## Short task
Quote all lines below exactly. Images stay out.
** start Data lines **
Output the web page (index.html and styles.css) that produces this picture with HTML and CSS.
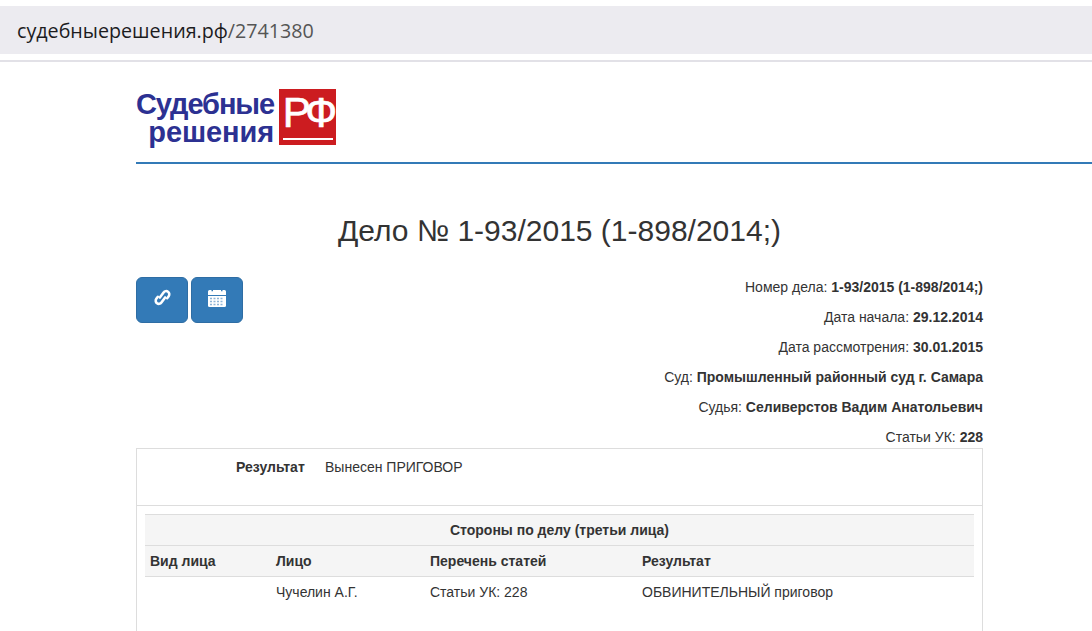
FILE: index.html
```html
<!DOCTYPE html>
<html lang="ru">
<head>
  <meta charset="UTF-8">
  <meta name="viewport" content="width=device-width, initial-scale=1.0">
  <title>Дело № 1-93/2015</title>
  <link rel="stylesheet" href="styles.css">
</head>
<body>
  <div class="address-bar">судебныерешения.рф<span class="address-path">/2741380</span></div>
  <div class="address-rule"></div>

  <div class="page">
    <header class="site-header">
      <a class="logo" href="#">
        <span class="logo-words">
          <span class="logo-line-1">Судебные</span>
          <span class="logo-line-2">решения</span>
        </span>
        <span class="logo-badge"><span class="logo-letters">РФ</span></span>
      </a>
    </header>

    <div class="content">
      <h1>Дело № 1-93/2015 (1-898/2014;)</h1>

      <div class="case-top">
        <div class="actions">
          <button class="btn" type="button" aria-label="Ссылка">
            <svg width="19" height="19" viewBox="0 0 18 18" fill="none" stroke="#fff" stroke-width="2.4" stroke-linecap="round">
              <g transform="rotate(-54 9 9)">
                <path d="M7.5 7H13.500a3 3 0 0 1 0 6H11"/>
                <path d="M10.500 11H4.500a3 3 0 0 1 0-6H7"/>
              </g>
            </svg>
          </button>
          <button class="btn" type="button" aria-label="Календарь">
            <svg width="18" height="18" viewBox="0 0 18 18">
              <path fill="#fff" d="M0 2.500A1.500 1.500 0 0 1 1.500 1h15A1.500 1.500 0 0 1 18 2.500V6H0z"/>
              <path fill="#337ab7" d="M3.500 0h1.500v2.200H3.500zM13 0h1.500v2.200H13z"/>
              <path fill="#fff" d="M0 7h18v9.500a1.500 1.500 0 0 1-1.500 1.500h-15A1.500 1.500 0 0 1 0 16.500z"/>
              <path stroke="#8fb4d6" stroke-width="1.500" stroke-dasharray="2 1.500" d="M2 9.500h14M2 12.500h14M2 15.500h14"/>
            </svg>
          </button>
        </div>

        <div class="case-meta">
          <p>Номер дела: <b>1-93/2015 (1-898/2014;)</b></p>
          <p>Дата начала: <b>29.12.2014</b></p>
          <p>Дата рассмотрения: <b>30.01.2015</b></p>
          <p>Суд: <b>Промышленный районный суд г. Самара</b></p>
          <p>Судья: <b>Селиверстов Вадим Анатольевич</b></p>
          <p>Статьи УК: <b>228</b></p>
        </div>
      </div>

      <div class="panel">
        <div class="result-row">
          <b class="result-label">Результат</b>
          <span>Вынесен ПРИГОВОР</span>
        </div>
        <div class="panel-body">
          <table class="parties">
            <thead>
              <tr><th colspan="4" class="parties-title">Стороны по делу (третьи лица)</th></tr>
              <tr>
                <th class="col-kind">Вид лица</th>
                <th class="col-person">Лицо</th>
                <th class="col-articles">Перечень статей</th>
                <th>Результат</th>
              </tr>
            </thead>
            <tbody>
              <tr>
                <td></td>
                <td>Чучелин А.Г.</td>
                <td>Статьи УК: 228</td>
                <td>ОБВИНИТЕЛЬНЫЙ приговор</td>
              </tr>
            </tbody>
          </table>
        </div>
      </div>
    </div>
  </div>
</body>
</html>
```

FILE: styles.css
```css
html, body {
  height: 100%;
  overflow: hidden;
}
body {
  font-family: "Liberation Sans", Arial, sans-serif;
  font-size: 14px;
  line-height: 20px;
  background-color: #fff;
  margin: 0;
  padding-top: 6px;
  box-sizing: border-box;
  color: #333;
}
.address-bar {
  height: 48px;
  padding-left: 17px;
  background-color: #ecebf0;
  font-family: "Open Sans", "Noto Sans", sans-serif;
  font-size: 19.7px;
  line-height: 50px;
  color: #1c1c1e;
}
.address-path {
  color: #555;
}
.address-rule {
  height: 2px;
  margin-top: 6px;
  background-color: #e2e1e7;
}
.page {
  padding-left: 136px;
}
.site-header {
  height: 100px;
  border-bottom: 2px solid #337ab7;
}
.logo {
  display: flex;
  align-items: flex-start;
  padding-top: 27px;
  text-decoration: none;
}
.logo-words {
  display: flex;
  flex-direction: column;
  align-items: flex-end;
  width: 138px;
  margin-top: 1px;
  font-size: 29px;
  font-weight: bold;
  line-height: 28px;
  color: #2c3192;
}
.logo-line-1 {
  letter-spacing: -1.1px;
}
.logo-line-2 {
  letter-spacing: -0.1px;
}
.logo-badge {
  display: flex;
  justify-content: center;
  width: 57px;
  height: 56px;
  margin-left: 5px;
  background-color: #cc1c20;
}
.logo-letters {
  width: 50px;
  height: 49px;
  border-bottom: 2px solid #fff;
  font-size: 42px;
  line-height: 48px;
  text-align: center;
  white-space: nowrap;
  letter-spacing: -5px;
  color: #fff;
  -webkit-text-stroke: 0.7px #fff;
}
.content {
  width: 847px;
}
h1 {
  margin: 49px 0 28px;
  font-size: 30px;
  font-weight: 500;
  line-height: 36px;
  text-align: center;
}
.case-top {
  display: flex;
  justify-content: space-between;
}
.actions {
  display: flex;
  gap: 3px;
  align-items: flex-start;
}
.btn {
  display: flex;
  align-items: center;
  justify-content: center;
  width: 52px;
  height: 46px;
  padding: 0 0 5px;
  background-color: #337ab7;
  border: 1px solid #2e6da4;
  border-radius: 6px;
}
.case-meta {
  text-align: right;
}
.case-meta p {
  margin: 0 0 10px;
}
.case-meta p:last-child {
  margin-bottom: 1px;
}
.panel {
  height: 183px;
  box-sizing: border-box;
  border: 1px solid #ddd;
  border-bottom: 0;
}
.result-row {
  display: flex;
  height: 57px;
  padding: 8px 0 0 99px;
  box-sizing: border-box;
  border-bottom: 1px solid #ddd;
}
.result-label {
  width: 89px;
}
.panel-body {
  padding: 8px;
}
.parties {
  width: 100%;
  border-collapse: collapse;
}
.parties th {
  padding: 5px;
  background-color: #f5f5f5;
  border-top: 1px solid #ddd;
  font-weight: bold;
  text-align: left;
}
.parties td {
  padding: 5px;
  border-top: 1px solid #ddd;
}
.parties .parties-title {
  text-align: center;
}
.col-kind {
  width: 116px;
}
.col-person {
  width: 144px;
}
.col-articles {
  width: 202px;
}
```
** end Data lines **
## Exercise result
Output the web page (index.html and styles.css) that produces this picture with HTML and CSS.
FILE: index.html
```html
<!DOCTYPE html>
<html lang="ru">
<head>
  <meta charset="UTF-8">
  <meta name="viewport" content="width=device-width, initial-scale=1.0">
  <title>Дело № 1-93/2015</title>
  <link rel="stylesheet" href="styles.css">
</head>
<body>
  <div class="address-bar">судебныерешения.рф<span class="address-path">/2741380</span></div>
  <div class="address-rule"></div>

  <div class="page">
    <header class="site-header">
      <a class="logo" href="#">
        <span class="logo-words">
          <span class="logo-line-1">Судебные</span>
          <span class="logo-line-2">решения</span>
        </span>
        <span class="logo-badge"><span class="logo-letters">РФ</span></span>
      </a>
    </header>

    <div class="content">
      <h1>Дело № 1-93/2015 (1-898/2014;)</h1>

      <div class="case-top">
        <div class="actions">
          <button class="btn" type="button" aria-label="Ссылка">
            <svg width="19" height="19" viewBox="0 0 18 18" fill="none" stroke="#fff" stroke-width="2.4" stroke-linecap="round">
              <g transform="rotate(-54 9 9)">
                <path d="M7.5 7H13.500a3 3 0 0 1 0 6H11"/>
                <path d="M10.500 11H4.500a3 3 0 0 1 0-6H7"/>
              </g>
            </svg>
          </button>
          <button class="btn" type="button" aria-label="Календарь">
            <svg width="18" height="18" viewBox="0 0 18 18">
              <path fill="#fff" d="M0 2.500A1.500 1.500 0 0 1 1.500 1h15A1.500 1.500 0 0 1 18 2.500V6H0z"/>
              <path fill="#337ab7" d="M3.500 0h1.500v2.200H3.500zM13 0h1.500v2.200H13z"/>
              <path fill="#fff" d="M0 7h18v9.500a1.500 1.500 0 0 1-1.500 1.500h-15A1.500 1.500 0 0 1 0 16.500z"/>
              <path stroke="#8fb4d6" stroke-width="1.500" stroke-dasharray="2 1.500" d="M2 9.500h14M2 12.500h14M2 15.500h14"/>
            </svg>
          </button>
        </div>

        <div class="case-meta">
          <p>Номер дела: <b>1-93/2015 (1-898/2014;)</b></p>
          <p>Дата начала: <b>29.12.2014</b></p>
          <p>Дата рассмотрения: <b>30.01.2015</b></p>
          <p>Суд: <b>Промышленный районный суд г. Самара</b></p>
          <p>Судья: <b>Селиверстов Вадим Анатольевич</b></p>
          <p>Статьи УК: <b>228</b></p>
        </div>
      </div>

      <div class="panel">
        <div class="result-row">
          <b class="result-label">Результат</b>
          <span>Вынесен ПРИГОВОР</span>
        </div>
        <div class="panel-body">
          <table class="parties">
            <thead>
              <tr><th colspan="4" class="parties-title">Стороны по делу (третьи лица)</th></tr>
              <tr>
                <th class="col-kind">Вид лица</th>
                <th class="col-person">Лицо</th>
                <th class="col-articles">Перечень статей</th>
                <th>Результат</th>
              </tr>
            </thead>
            <tbody>
              <tr>
                <td></td>
                <td>Чучелин А.Г.</td>
                <td>Статьи УК: 228</td>
                <td>ОБВИНИТЕЛЬНЫЙ приговор</td>
              </tr>
            </tbody>
          </table>
        </div>
      </div>
    </div>
  </div>
</body>
</html>
```

FILE: styles.css
```css
html, body {
  height: 100%;
  overflow: hidden;
}
body {
  font-family: "Liberation Sans", Arial, sans-serif;
  font-size: 14px;
  line-height: 20px;
  background-color: #fff;
  margin: 0;
  padding-top: 6px;
  box-sizing: border-box;
  color: #333;
}
.address-bar {
  height: 48px;
  padding-left: 17px;
  background-color: #ecebf0;
  font-family: "Open Sans", "Noto Sans", sans-serif;
  font-size: 19.7px;
  line-height: 50px;
  color: #1c1c1e;
}
.address-path {
  color: #555;
}
.address-rule {
  height: 2px;
  margin-top: 6px;
  background-color: #e2e1e7;
}
.page {
  padding-left: 136px;
}
.site-header {
  height: 100px;
  border-bottom: 2px solid #337ab7;
}
.logo {
  display: flex;
  align-items: flex-start;
  padding-top: 27px;
  text-decoration: none;
}
.logo-words {
  display: flex;
  flex-direction: column;
  align-items: flex-end;
  width: 138px;
  margin-top: 1px;
  font-size: 29px;
  font-weight: bold;
  line-height: 28px;
  color: #2c3192;
}
.logo-line-1 {
  letter-spacing: -1.1px;
}
.logo-line-2 {
  letter-spacing: -0.1px;
}
.logo-badge {
  display: flex;
  justify-content: center;
  width: 57px;
  height: 56px;
  margin-left: 5px;
  background-color: #cc1c20;
}
.logo-letters {
  width: 50px;
  height: 49px;
  border-bottom: 2px solid #fff;
  font-size: 42px;
  line-height: 48px;
  text-align: center;
  white-space: nowrap;
  letter-spacing: -5px;
  color: #fff;
  -webkit-text-stroke: 0.7px #fff;
}
.content {
  width: 847px;
}
h1 {
  margin: 49px 0 28px;
  font-size: 30px;
  font-weight: 500;
  line-height: 36px;
  text-align: center;
}
.case-top {
  display: flex;
  justify-content: space-between;
}
.actions {
  display: flex;
  gap: 3px;
  align-items: flex-start;
}
.btn {
  display: flex;
  align-items: center;
  justify-content: center;
  width: 52px;
  height: 46px;
  padding: 0 0 5px;
  background-color: #337ab7;
  border: 1px solid #2e6da4;
  border-radius: 6px;
}
.case-meta {
  text-align: right;
}
.case-meta p {
  margin: 0 0 10px;
}
.case-meta p:last-child {
  margin-bottom: 1px;
}
.panel {
  height: 183px;
  box-sizing: border-box;
  border: 1px solid #ddd;
  border-bottom: 0;
}
.result-row {
  display: flex;
  height: 57px;
  padding: 8px 0 0 99px;
  box-sizing: border-box;
  border-bottom: 1px solid #ddd;
}
.result-label {
  width: 89px;
}
.panel-body {
  padding: 8px;
}
.parties {
  width: 100%;
  border-collapse: collapse;
}
.parties th {
  padding: 5px;
  background-color: #f5f5f5;
  border-top: 1px solid #ddd;
  font-weight: bold;
  text-align: left;
}
.parties td {
  padding: 5px;
  border-top: 1px solid #ddd;
}
.parties .parties-title {
  text-align: center;
}
.col-kind {
  width: 116px;
}
.col-person {
  width: 144px;
}
.col-articles {
  width: 202px;
}
```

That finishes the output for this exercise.